Front-end source files

+ + + + +

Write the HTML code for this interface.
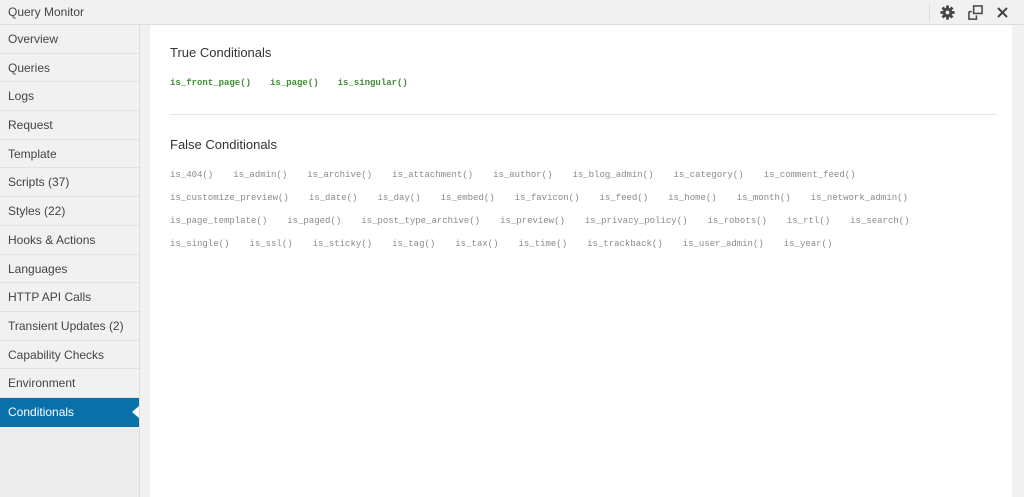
<!DOCTYPE html>
<html><head><meta charset="utf-8"><style>
*{margin:0;padding:0;box-sizing:border-box}
body{width:1024px;height:497px;overflow:hidden;background:#f1f1f1;font-family:"Liberation Sans",sans-serif;position:relative}
#hdr{position:absolute;left:0;top:0;width:1024px;height:25px;background:#f1f1f1;border-bottom:1px solid #dcdcdc}
#hdr .t{position:absolute;left:8px;top:5px;font-size:12px;color:#444}
#sep{position:absolute;left:929px;top:3px;width:1px;height:19px;background:#ddd}
#side{position:absolute;left:0;top:25px;width:140px;height:472px;background:#ececec;border-right:1px solid #ddd}
#side div{height:28.7px;line-height:29px;padding-left:8px;font-size:12px;color:#444;background:#f1f1f1;border-bottom:1px solid #e2e2e2}
#side div.a{background:#0a70a9;color:#fff;position:relative;border-bottom:1px solid #0a70a9}
#side div.a:after{content:"";position:absolute;right:0;top:8px;border:6px solid transparent;border-right:7px solid #fff}
#gut{position:absolute;left:141px;top:25px;width:9px;height:472px;background:#f1f1f1}
#main{position:absolute;left:150px;top:25px;width:862px;height:472px;background:#fff}
#rs{position:absolute;left:1012px;top:25px;width:12px;height:472px;background:#f1f1f1}
h2{position:absolute;left:20px;font-size:13px;font-weight:normal;color:#333}
.row{position:absolute;left:20px;display:flex;gap:20px;font-family:"Liberation Mono",monospace;font-size:9px;color:#8a8a8a;white-space:nowrap}
.g{color:#3f8f34;font-weight:bold}
hr{position:absolute;left:20px;top:89px;width:827px;border:0;border-top:1px solid #e5e5e5}
</style></head><body>
<div id="hdr"><span class="t">Query Monitor</span><div id="sep"></div>
<svg style="position:absolute;left:940px;top:5px" width="15" height="15" viewBox="0 0 16 16"><g fill="#444"><circle cx="8" cy="8" r="5"/><rect x="6.5" y="0.5" width="3" height="15"/><rect x="0.5" y="6.5" width="15" height="3"/><rect x="6.5" y="0.5" width="3" height="15" transform="rotate(45 8 8)"/><rect x="6.5" y="0.5" width="3" height="15" transform="rotate(-45 8 8)"/></g><circle cx="8" cy="8" r="2" fill="#f1f1f1"/></svg>
<svg style="position:absolute;left:968px;top:5px" width="15" height="15" viewBox="0 0 16 16" fill="none" stroke="#444" stroke-width="1.6"><rect x="6" y="1" width="9" height="8"/><path d="M1 7v8h8v-4M1 7h3"/></svg>
<svg style="position:absolute;left:997px;top:7px" width="11" height="11" viewBox="0 0 11 11" stroke="#444" stroke-width="2"><path d="M1 1l9 9M10 1l-9 9"/></svg>
</div>
<div id="side">
<div>Overview</div><div>Queries</div><div>Logs</div><div>Request</div><div>Template</div><div>Scripts (37)</div><div>Styles (22)</div><div>Hooks &amp; Actions</div><div>Languages</div><div>HTTP API Calls</div><div>Transient Updates (2)</div><div>Capability Checks</div><div>Environment</div><div class="a">Conditionals</div>
</div>
<div id="gut"></div>
<div id="main">
<h2 style="top:20px">True Conditionals</h2>
<div class="row g" style="top:53px;gap:19px"><span>is_front_page()</span><span>is_page()</span><span>is_singular()</span></div>
<hr>
<h2 style="top:112px">False Conditionals</h2>
<div class="row" style="top:145px"><span>is_404()</span><span>is_admin()</span><span>is_archive()</span><span>is_attachment()</span><span>is_author()</span><span>is_blog_admin()</span><span>is_category()</span><span>is_comment_feed()</span></div>
<div class="row" style="top:168px"><span>is_customize_preview()</span><span>is_date()</span><span>is_day()</span><span>is_embed()</span><span>is_favicon()</span><span>is_feed()</span><span>is_home()</span><span>is_month()</span><span>is_network_admin()</span></div>
<div class="row" style="top:191px"><span>is_page_template()</span><span>is_paged()</span><span>is_post_type_archive()</span><span>is_preview()</span><span>is_privacy_policy()</span><span>is_robots()</span><span>is_rtl()</span><span>is_search()</span></div>
<div class="row" style="top:214px"><span>is_single()</span><span>is_ssl()</span><span>is_sticky()</span><span>is_tag()</span><span>is_tax()</span><span>is_time()</span><span>is_trackback()</span><span>is_user_admin()</span><span>is_year()</span></div>
</div>
<div id="rs"></div>
</body></html>
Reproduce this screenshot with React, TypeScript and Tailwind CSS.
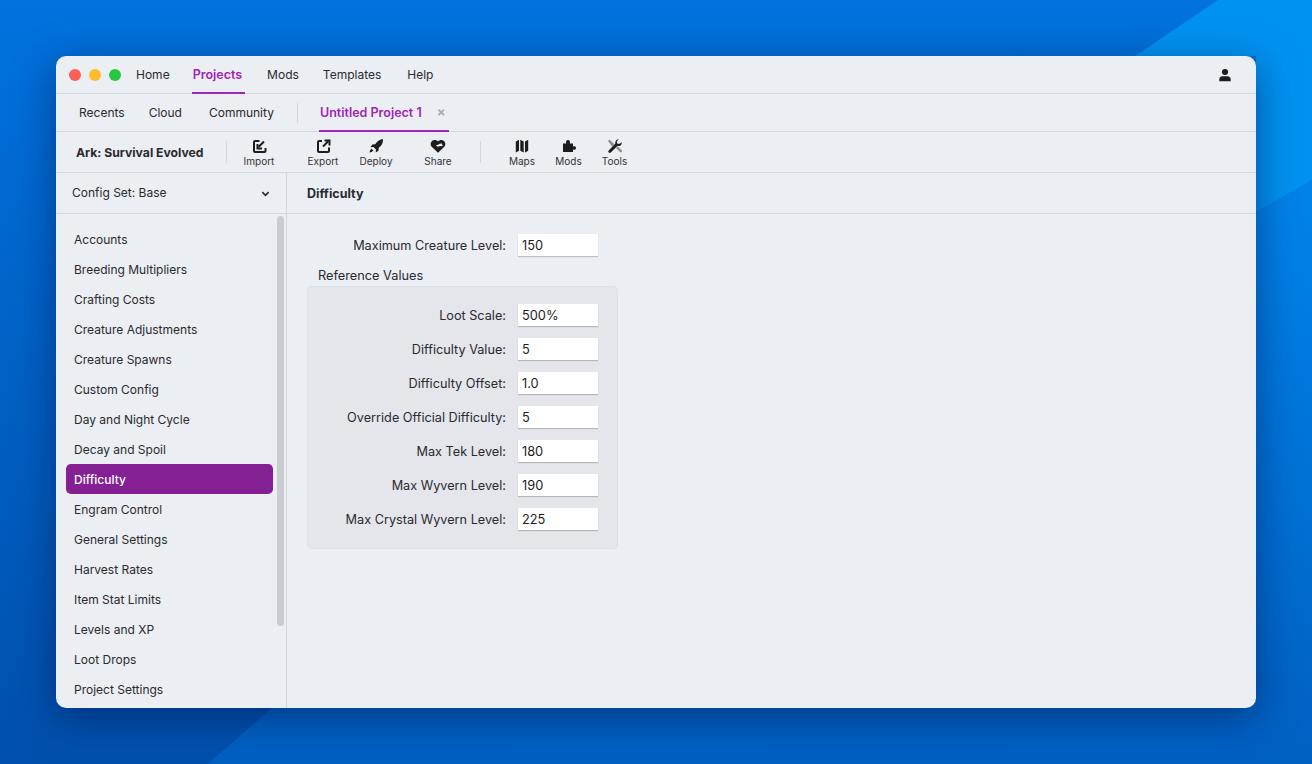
import * as React from 'react'

const sidebarItems = [
  'Accounts',
  'Breeding Multipliers',
  'Crafting Costs',
  'Creature Adjustments',
  'Creature Spawns',
  'Custom Config',
  'Day and Night Cycle',
  'Decay and Spoil',
  'Difficulty',
  'Engram Control',
  'General Settings',
  'Harvest Rates',
  'Item Stat Limits',
  'Levels and XP',
  'Loot Drops',
  'Project Settings',
]

const referenceValues = [
  ['Loot Scale:', '500%'],
  ['Difficulty Value:', '5'],
  ['Difficulty Offset:', '1.0'],
  ['Override Official Difficulty:', '5'],
  ['Max Tek Level:', '180'],
  ['Max Wyvern Level:', '190'],
  ['Max Crystal Wyvern Level:', '225'],
]

function Icon({ children }: { children: React.ReactNode }) {
  return (
    <svg viewBox="0 0 16 16" className="h-4 w-4 text-[#1d1d20]" fill="currentColor">
      {children}
    </svg>
  )
}

const ImportIcon = () => (
  <Icon>
    <g fill="none" stroke="currentColor" strokeWidth="2">
      <path d="M8.500 3H4a1 1 0 0 0-1 1v9a1 1 0 0 0 1 1h9.500a1 1 0 0 0 1-1v-3" />
      <path d="M13 3.500 7.500 9" />
      <path d="M6.500 6v4.500H11" />
    </g>
  </Icon>
)

const ExportIcon = () => (
  <Icon>
    <g fill="none" stroke="currentColor" strokeWidth="2">
      <path d="M7 3H4a1 1 0 0 0-1 1v9a1 1 0 0 0 1 1h9a1 1 0 0 0 1-1V9.500" />
      <path d="M8 8.500 13.500 3" />
      <path d="M9.500 2.500H14.500v5" />
    </g>
  </Icon>
)

const DeployIcon = () => (
  <Icon>
    <path d="M15 1c.2 3.700-1.100 6.500-4.200 8.800l-.3 3-2.800 1.700.3-3-2.500-2.500-3 .3 1.700-2.800 3-.3C9.500 3 12 1.300 15 1z" />
    <path d="M3.500 10.700l1.800 1.800c-.7 1.100-2.100 1.800-3.800 2 .2-1.700.9-3.100 2-3.800z" />
  </Icon>
)

const ShareIcon = () => (
  <Icon>
    <path
      fillRule="evenodd"
      d="M8 14.800 1.700 8.700C-.3 6.700.6 2.600 4.200 2.100 5.700 1.900 7 2.500 8 3.500c1-1 2.300-1.600 3.800-1.400 3.600.5 4.500 4.600 2.500 6.600zM11.800 5.500c-1.200-.3-2.400.1-3.100 1L6 7.300l1.500 1.500 2.800-.8 2.400.2z"
    />
  </Icon>
)

const MapsIcon = () => (
  <Icon>
    <path d="M1.800 3.500 5 1.800v11l-3.200 1.700zM6.300 1.800l3.400 1.700v11l-3.400-1.700zM11 3.500l3.200-1.700v11L11 14.500z" />
  </Icon>
)

const ModsIcon = () => (
  <Icon>
    <path d="M2 5.500h3.200C4.600 3.600 5.300 2 7 2s2.400 1.600 1.800 3.500H12v3c1.500-.6 3-.1 3 1.500s-1.500 2.100-3 1.500V14H2z" />
  </Icon>
)

const ToolsIcon = () => (
  <Icon>
    <path fill="#8b8d92" d="M2.300 1.500 7.200 6 6 7.800 5 8.500 1 3z" />
    <path fill="#8b8d92" d="M9 10l1.700-1.700 4 4c.5.500.5 1.200 0 1.700s-1.200.5-1.700 0z" />
    <path d="M14.700 4.300c.4 1.800-.8 3.700-2.800 3.700-.5 0-.9-.1-1.300-.2l-6.800 6.700c-.6.600-1.600.6-2.100 0s-.6-1.500 0-2.100l6.700-6.800C7.900 3.500 9.600 1.100 11.800 1.300l-2 2.200.4 2 2 .5z" />
  </Icon>
)

const tools = [
  { label: 'Import', icon: <ImportIcon />, width: 'w-[62px]' },
  { label: 'Export', icon: <ExportIcon />, width: 'w-[66px]' },
  { label: 'Deploy', icon: <DeployIcon />, width: 'w-[40px]' },
  { label: 'Share', icon: <ShareIcon />, width: 'w-[84px]' },
]

const tools2 = [
  { label: 'Maps', icon: <MapsIcon />, width: 'w-[46px]' },
  { label: 'Mods', icon: <ModsIcon />, width: 'w-[47px]' },
  { label: 'Tools', icon: <ToolsIcon />, width: 'w-[45px]' },
]

function ToolButton({ label, icon, width }: { label: string; icon: React.ReactNode; width: string }) {
  return (
    <div className={`flex h-[36px] flex-col items-center pt-[4px] ${width}`}>
      {icon}
      <span className="-mt-px whitespace-nowrap text-[10px] leading-[16px] text-[#333337]">{label}</span>
    </div>
  )
}

function Field({ label, value }: { label: string; value: string }) {
  return (
    <div className="flex h-[22px] items-center justify-end">
      <span className="mr-3 whitespace-nowrap pt-px text-[12.7px] text-[#2a2a2e]">{label}</span>
      <div className="flex h-[22px] w-20 items-center bg-white pl-1 pt-px text-[12.8px] text-[#1d1d20] shadow-[0_1px_1px_rgba(0,0,0,0.2)]">
        {value}
      </div>
    </div>
  )
}

export default function App() {
  return (
    <div className="relative flex h-[764px] w-[1312px] overflow-hidden bg-gradient-to-b from-[#0172de] to-[#0050ac] p-14 font-['Inter',sans-serif] antialiased">
      <svg viewBox="0 0 1312 764" className="absolute inset-0 h-full w-full">
        <defs>
          <linearGradient id="lower" x1="0" y1="180" x2="0" y2="764" gradientUnits="userSpaceOnUse">
            <stop offset="0" stopColor="#0084ea" />
            <stop offset="1" stopColor="#0060c2" />
          </linearGradient>
        </defs>
        <path d="M1312 180 L1256 212 C900 400 500 500 272 708 L208 764 L1312 764 Z" fill="url(#lower)" />
        <polygon points="1218,0 1312,0 1312,180 1256,212 1256,56 1135,56" fill="#0092f0" />
      </svg>
      <div className="relative flex h-[652px] w-[1200px] flex-col overflow-hidden rounded-[10px] bg-[#ebeef3] shadow-[0_10px_40px_rgba(0,15,70,0.5)]">
        {/* top nav */}
        <div className="flex h-[38px] shrink-0 items-center border-b border-[#d3d6db] pl-[13px] pr-[24px] text-[12px] text-[#2a2a2e]">
          <div className="flex items-center gap-2">
            <span className="h-3 w-3 rounded-full bg-[#fe5f57]" />
            <span className="h-3 w-3 rounded-full bg-[#febb2e]" />
            <span className="h-3 w-3 rounded-full bg-[#28c73f]" />
          </div>
          <span className="ml-[15px]">Home</span>
          <span className="relative ml-[23px] flex h-full items-center pt-[2px] text-[12.5px] font-semibold text-[#a024b4]">
            Projects
            <span className="absolute -bottom-px -left-[1px] -right-[3px] h-[2px] bg-[#a024b4]" />
          </span>
          <span className="ml-[25px]">Mods</span>
          <span className="ml-[24px]">Templates</span>
          <span className="ml-[26px]">Help</span>
          <svg viewBox="0 0 16 16" className="ml-auto h-[14px] w-[14px] text-[#1d1d20]" fill="currentColor">
            <circle cx="8" cy="4.500" r="3.500" />
            <path d="M1.500 15v-2c0-2 1.500-3.500 3.500-3.500h6c2 0 3.500 1.500 3.500 3.500v2z" />
          </svg>
        </div>

        {/* tabs */}
        <div className="flex h-[38px] shrink-0 items-center border-b border-[#d3d6db] pl-[23px] text-[12px] text-[#2a2a2e]">
          <span>Recents</span>
          <span className="ml-[24px]">Cloud</span>
          <span className="ml-[27px]">Community</span>
          <span className="ml-[23px] h-[20px] w-px bg-[#d3d6db]" />
          <span className="relative ml-[22px] flex h-full items-center pt-[2px] text-[12.5px] font-semibold text-[#a024b4]">
            Untitled Project 1
            <span className="absolute -bottom-px -left-[1px] -right-[27px] h-[2px] bg-[#a024b4]" />
          </span>
          <span className="ml-[15px] text-[13px] font-bold leading-none text-[#a9abb0]">×</span>
        </div>

        {/* toolbar */}
        <div className="flex h-[41px] shrink-0 items-center border-b border-[#d3d6db] pl-5">
          <span className="w-[150px] whitespace-nowrap pt-[2px] text-[12.2px] font-bold text-[#2a2a2e]">
            Ark: Survival Evolved
          </span>
          <span className="h-[22px] w-px bg-[#d3d6db]" />
          <div className="ml-px flex items-center">
            {tools.map((tool) => (
              <ToolButton key={tool.label} {...tool} />
            ))}
          </div>
          <span className="h-[22px] w-px bg-[#d3d6db]" />
          <div className="ml-[18px] flex items-center">
            {tools2.map((tool) => (
              <ToolButton key={tool.label} {...tool} />
            ))}
          </div>
        </div>

        <div className="flex min-h-0 flex-1">
          {/* sidebar */}
          <div className="flex w-[231px] shrink-0 flex-col border-r border-[#d3d6db]">
            <div className="flex h-[41px] shrink-0 items-center justify-between border-b border-[#d3d6db] pl-4 pr-[16px] text-[12px] text-[#2a2a2e]">
              <span>Config Set: Base</span>
              <svg viewBox="0 0 10 10" className="h-[9px] w-[9px]" fill="none" stroke="#2a2a2e" strokeWidth="1.800">
                <path d="M1.500 3.500 5 7l3.500-3.500" />
              </svg>
            </div>
            <div className="relative min-h-0 flex-1 overflow-hidden pl-[10px] pr-[13px] pt-[10px]">
              {sidebarItems.map((item) =>
                item === 'Difficulty' ? (
                  <div
                    key={item}
                    className="flex h-[30px] items-center rounded-[5px] bg-[#852094] pl-2 pt-px text-[12px] font-medium text-white"
                  >
                    {item}
                  </div>
                ) : (
                  <div key={item} className="flex h-[30px] items-center pl-2 pt-px text-[12px] text-[#2a2a2e]">
                    {item}
                  </div>
                ),
              )}
              <div className="absolute right-[2px] top-[2px] h-[410px] w-[7px] rounded-full bg-[#c9ccd1]" />
            </div>
          </div>

          {/* main */}
          <div className="flex min-w-0 flex-1 flex-col">
            <div className="flex h-[41px] shrink-0 items-center border-b border-[#d3d6db] pl-5 pt-[2px] text-[12.5px] font-bold text-[#2a2a2e]">
              Difficulty
            </div>
            <div className="w-[331px] pl-5 pt-5">
              <div className="pr-5">
                <Field label="Maximum Creature Level:" value="150" />
              </div>
              <div className="mt-[12px] pl-[11px] text-[12.75px] leading-[16px] text-[#2a2a2e]">Reference Values</div>
              <div className="mt-[2px] flex h-[263px] flex-col gap-3 rounded-[5px] border border-[#dcdfe4] bg-[#e4e6ec] pr-[19px] pt-[17px]">
                {referenceValues.map(([label, value]) => (
                  <Field key={label} label={label} value={value} />
                ))}
              </div>
            </div>
          </div>
        </div>
      </div>
    </div>
  )
}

+ + + + +

Up in the listing, locate the line with "Reproduce this screenshot"; print it and every line after it down to the line with "import * as React from 'react'", which is included too. Skip the pictures.

Right answer:
Reproduce this screenshot with React, TypeScript and Tailwind CSS.
import * as React from 'react'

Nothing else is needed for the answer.